Owners of Louisiana nursing home where 34 patients died amid hurricane flooding file lawsuit

NEW ORLEANS (AP) _ Two nursing home owners who were arrested after 34 of their patients died in the aftermath of Hurricane Katrina are suing the government, saying federal, state and local officials they

Tuesday, September 5th 2006, 2:11 pm

By: News On 6


NEW ORLEANS (AP) _ Two nursing home owners who were arrested after 34 of their patients died in the aftermath of Hurricane Katrina are suing the government, saying federal, state and local officials they failed to evacuate vulnerable citizens as the storm approached.
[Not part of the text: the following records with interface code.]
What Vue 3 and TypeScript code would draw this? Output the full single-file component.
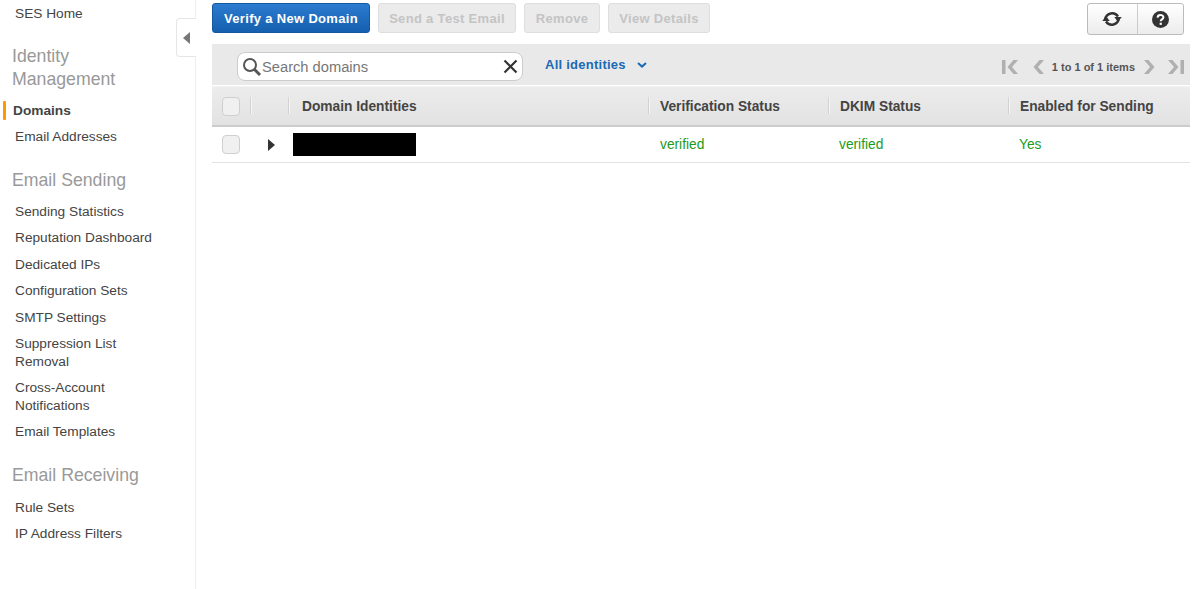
<script setup lang="ts">
interface NavItem {
  label: string;
  active?: boolean;
}

interface NavGroup {
  title: string;
  items: NavItem[];
}

const groups: NavGroup[] = [
  {
    title: "Identity Management",
    items: [{ label: "Domains", active: true }, { label: "Email Addresses" }],
  },
  {
    title: "Email Sending",
    items: [
      { label: "Sending Statistics" },
      { label: "Reputation Dashboard" },
      { label: "Dedicated IPs" },
      { label: "Configuration Sets" },
      { label: "SMTP Settings" },
      { label: "Suppression List Removal" },
      { label: "Cross-Account Notifications" },
      { label: "Email Templates" },
    ],
  },
  {
    title: "Email Receiving",
    items: [{ label: "Rule Sets" }, { label: "IP Address Filters" }],
  },
];

const disabledActions = [
  { label: "Send a Test Email", width: 138 },
  { label: "Remove", width: 76 },
  { label: "View Details", width: 102 },
];
</script>

<template>
  <div class="page">
    <aside class="sidebar">
      <a class="nav-item">SES Home</a>
      <section v-for="group in groups" :key="group.title" class="nav-group">
        <h3 class="nav-title">{{ group.title }}</h3>
        <a
          v-for="item in group.items"
          :key="item.label"
          class="nav-item"
          :class="{ active: item.active }"
        >{{ item.label }}</a>
      </section>
      <button class="collapse" aria-label="Collapse">
        <svg width="7" height="12" viewBox="0 0 7 12"><path d="M7 0v12L0 6z" fill="#777" /></svg>
      </button>
    </aside>

    <main class="content">
      <div class="actions">
        <button class="btn primary">Verify a New Domain</button>
        <button
          v-for="action in disabledActions"
          :key="action.label"
          class="btn disabled"
          :style="{ width: action.width + 'px' }"
        >{{ action.label }}</button>
        <div class="icon-group">
          <button class="icon-btn refresh" aria-label="Refresh">
            <svg width="20" height="20" viewBox="0 0 20 20">
              <path d="M3.200 10.500A7 7 0 0 1 16 7.500" fill="none" stroke="#333" stroke-width="2.400" />
              <path d="M12.300 8h7.400l-3.700 5z" fill="#333" />
              <path d="M16.800 9.500A7 7 0 0 1 4 12.500" fill="none" stroke="#333" stroke-width="2.400" />
              <path d="M0.300 12h7.400L4 7z" fill="#333" />
            </svg>
          </button>
          <button class="icon-btn help" aria-label="Help">
            <svg width="17" height="17" viewBox="0 0 18 18">
              <circle cx="9" cy="9" r="9" fill="#333" />
              <path d="M5.900 7a3 3 0 0 1 3.100-2.700c1.900 0 3.100 1 3.100 2.400 0 2.200-2.900 2.100-2.900 4.200" fill="none" stroke="#fff" stroke-width="2.100" />
              <rect x="8.100" y="12.400" width="2.300" height="2.300" fill="#fff" />
            </svg>
          </button>
        </div>
      </div>

      <div class="toolbar">
        <div class="search">
          <svg width="20" height="20" viewBox="0 0 20 20" class="search-icon">
            <circle cx="8" cy="8" r="6" fill="none" stroke="#555" stroke-width="2" />
            <path d="M12.500 12.500l5.500 5.500" stroke="#555" stroke-width="3" />
          </svg>
          <span class="search-text">Search domains</span>
          <svg width="15" height="15" viewBox="0 0 15 15" class="clear-icon">
            <path d="M1.500 1.500l12 12M13.500 1.500l-12 12" stroke="#333" stroke-width="2.200" />
          </svg>
        </div>
        <a class="filter">All identities
          <svg width="10" height="6" viewBox="0 0 10 6"><path d="M1 1l4 3.600L9 1" fill="none" stroke="#1b6ab5" stroke-width="2" /></svg>
        </a>
        <div class="pager">
          <svg width="16" height="14" viewBox="0 0 16 14"><path d="M0 0h3.500v14H0zM16 0l-6 7 6 7h-4.500l-6-7 6-7z" fill="#b0b0b0" /></svg>
          <svg class="prev" width="11" height="14" viewBox="0 0 11 14"><path d="M11 0L5 7l6 7H6.500L0.500 7l6-7z" fill="#b0b0b0" /></svg>
          <span class="pager-text">1 to 1 of 1 items</span>
          <svg width="11" height="14" viewBox="0 0 11 14"><path d="M0 0l6 7-6 7h4.500l6-7-6-7z" fill="#b0b0b0" /></svg>
          <svg class="last" width="16" height="14" viewBox="0 0 16 14"><path d="M16 0h-3.500v14H16zM0 0l6 7-6 7h4.500l6-7-6-7z" fill="#b0b0b0" /></svg>
        </div>
      </div>

      <div class="grid head">
        <div class="cell check"><span class="checkbox"></span></div>
        <div class="cell expand sep"></div>
        <div class="cell sep pad first">Domain Identities</div>
        <div class="cell sep pad">Verification Status</div>
        <div class="cell sep pad">DKIM Status</div>
        <div class="cell sep pad">Enabled for Sending</div>
      </div>
      <div class="grid row">
        <div class="cell check"><span class="checkbox"></span></div>
        <div class="cell expand">
          <svg width="7" height="12" viewBox="0 0 7 12"><path d="M0 0v12l7-6z" fill="#333" /></svg>
        </div>
        <div class="cell"><span class="redacted"></span></div>
        <div class="cell pad ok">verified</div>
        <div class="cell ok status">verified</div>
        <div class="cell ok status">Yes</div>
      </div>
    </main>
  </div>
</template>

<style scoped>
.page {
  display: flex;
  height: 589px;
  overflow: hidden;
  font-family: "Liberation Sans", Arial, sans-serif;
  color: #444;
}

.sidebar {
  position: relative;
  box-sizing: border-box;
  flex: 0 0 196px;
  border-right: 1px solid #eee;
  padding-right: 32px;
}

.nav-group {
  margin-top: 18.5px;
}

.nav-group:first-of-type {
  margin-top: 18px;
}

.nav-title {
  margin: 0 0 6.5px 12px;
  font-size: 17.700px;
  font-weight: 400;
  line-height: 23px;
  color: #999;
}

.nav-group:last-of-type .nav-title {
  margin-bottom: 7.5px;
}

.nav-item {
  display: block;
  padding: 4.5px 0 4.5px 15px;
  font-size: 13.700px;
  line-height: 17.5px;
  color: #444;
}

.nav-item.active {
  position: relative;
  padding-left: 13px;
  font-weight: 700;
}

.nav-item.active::before {
  content: "";
  position: absolute;
  left: 3px;
  top: 4px;
  bottom: 4px;
  width: 3px;
  border-radius: 1px;
  background: #f90;
}

.collapse {
  position: absolute;
  top: 18px;
  right: -1px;
  display: flex;
  align-items: center;
  justify-content: center;
  width: 20px;
  height: 39px;
  padding: 0;
  border: 1px solid #e6e6e6;
  border-right: 0;
  border-radius: 4px 0 0 4px;
  background: #fff;
}

.content {
  flex: 1;
  min-width: 0;
  padding: 3px 10px 0 16px;
}

.actions {
  display: flex;
  gap: 8px;
  height: 30px;
  margin-bottom: 11px;
}

.btn {
  height: 30px;
  padding: 0;
  border-radius: 3px;
  font-family: inherit;
  font-size: 13px;
  font-weight: 700;
  letter-spacing: 0.32px;
}

.btn.primary {
  width: 158px;
  border: 1px solid #15589f;
  background: linear-gradient(#2b7bd0, #1560ae);
  color: #fff;
}

.btn.disabled {
  border: 1px solid #dedede;
  background: #ebebeb;
  color: #c4c4c4;
}

.icon-group {
  display: flex;
  height: 30px;
  margin-left: auto;
  margin-right: 6px;
  border: 1px solid #bbb;
  border-radius: 3px;
  background: linear-gradient(#fff, #ececec);
}

.icon-btn {
  display: flex;
  align-items: center;
  justify-content: center;
  width: 49px;
  padding: 0;
  border: 0;
  background: transparent;
}

.icon-btn.refresh {
  padding-right: 2px;
}

.icon-btn.help {
  width: 46px;
  border-left: 1px solid #ccc;
}

.toolbar {
  display: flex;
  align-items: center;
  box-sizing: border-box;
  height: 41px;
  padding-top: 4px;
  background: #e9e9e9;
}

.search {
  display: flex;
  align-items: center;
  box-sizing: border-box;
  width: 286px;
  height: 29px;
  margin-left: 25px;
  padding: 0 4px;
  border: 1px solid #ccc;
  border-radius: 8px;
  background: #fff;
}

.search-icon {
  flex: none;
}

.search-text {
  flex: 1;
  font-size: 14.700px;
  color: #777;
}

.clear-icon {
  flex: none;
}

.filter {
  display: flex;
  align-items: center;
  gap: 11px;
  margin: -4px 0 0 22px;
  font-size: 13px;
  font-weight: 700;
  letter-spacing: 0.25px;
  color: #1b6ab5;
}

.pager {
  display: flex;
  align-items: center;
  margin-left: auto;
  margin-right: 6px;
}

.prev {
  margin-left: 15px;
}

.pager-text {
  margin: 0 9px 0 8px;
  font-size: 11px;
  font-weight: 700;
  color: #555;
}

.last {
  margin-left: 13px;
}

.grid {
  display: grid;
  grid-template-columns: 39px 38px 360px 180px 180px 1fr;
}

.head {
  box-sizing: border-box;
  height: 41px;
  margin-top: 1px;
  border-top: 1px solid #f2f2f2;
  border-bottom: 2px solid #ccc;
  background: linear-gradient(#ececec, #e2e2e2);
  font-size: 13.750px;
  font-weight: 700;
}

.row {
  box-sizing: border-box;
  height: 36px;
  border-bottom: 1px solid #e2e2e2;
  font-size: 13.750px;
}

.cell {
  display: flex;
  align-items: center;
  min-width: 0;
}

.check {
  padding-left: 10px;
}

.expand {
  padding-left: 17px;
}

.pad {
  padding-left: 11px;
}

.pad.first {
  padding-left: 13px;
}

.status {
  padding-left: 10px;
}

.sep {
  position: relative;
}

.sep::before {
  content: "";
  position: absolute;
  left: -1px;
  top: 10px;
  bottom: 11px;
  width: 1px;
  background: #d2d2d2;
  box-shadow: 1px 0 0 #f5f5f5;
}

.checkbox {
  box-sizing: border-box;
  width: 18px;
  height: 19px;
  border: 1px solid #cfcfcf;
  border-radius: 4px;
  background: #f0f0f0;
}

.redacted {
  display: block;
  width: 123px;
  height: 23px;
  margin-left: 4px;
  background: #000;
}

.ok {
  color: #1d9b1d;
}
</style>
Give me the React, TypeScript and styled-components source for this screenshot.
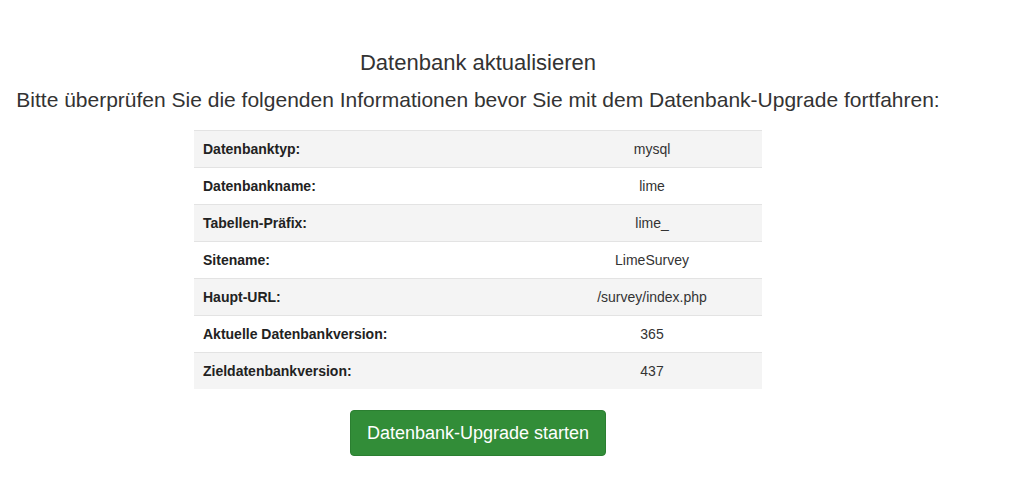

An attorney for Salvador and Mabel Mangano said Tuesday that the lawsuit was filed last week, just before the anniversary of the storm.

The Manganos own St. Rita's nursing home in St. Bernard Parish, a coastal suburb of New Orleans badly flooded by Katrina.

Louisiana's attorney general had them booked for negligent homicide last fall after investigating the 34 deaths there, but the couple wasn't formally charged by a grand jury. No grand jury has been convened because damage to St. Bernard Parish government buildings and the displacement of the parish's residents have hobbled the court system, the attorney general's office said. One is expected to be convened this month.

Attorney James Cobb said any liability in the deaths should be shared by governing agencies that failed to make appropriate evacuation preparations before the storm.

``Gov. (Kathleen) Blanco had an obligation to make sure the state was in compliance with its own emergency operations plan,'' Cobb said.

The Manganos have argued their hurricane plan _ to keep frail residents in place with food, water and generators rather than risk moving them _ was a responsible course of action, and if the levees had held, the tragedy would have been avoided.

So far, more than 30 lawsuits have been filed against the couple by patients injured at the nursing home and the families of people who died there, Cobb said.

The lawsuit filed by the Manganos on Aug. 28 also accused the U.S. Army Corps of Engineers of failing to build adequate flood protection, subjecting the nursing home to 13 feet of flood waters. The property sits 12 feet above sea level, higher than most of the parish downriver from New Orleans, Cobb said.

Kris Wartelle, a spokeswoman for Attorney General Charles Foti, said the office hadn't yet seen the lawsuit and declined to comment on the case.

A call for comment from the governor's office wasn't immediately returned Tuesday.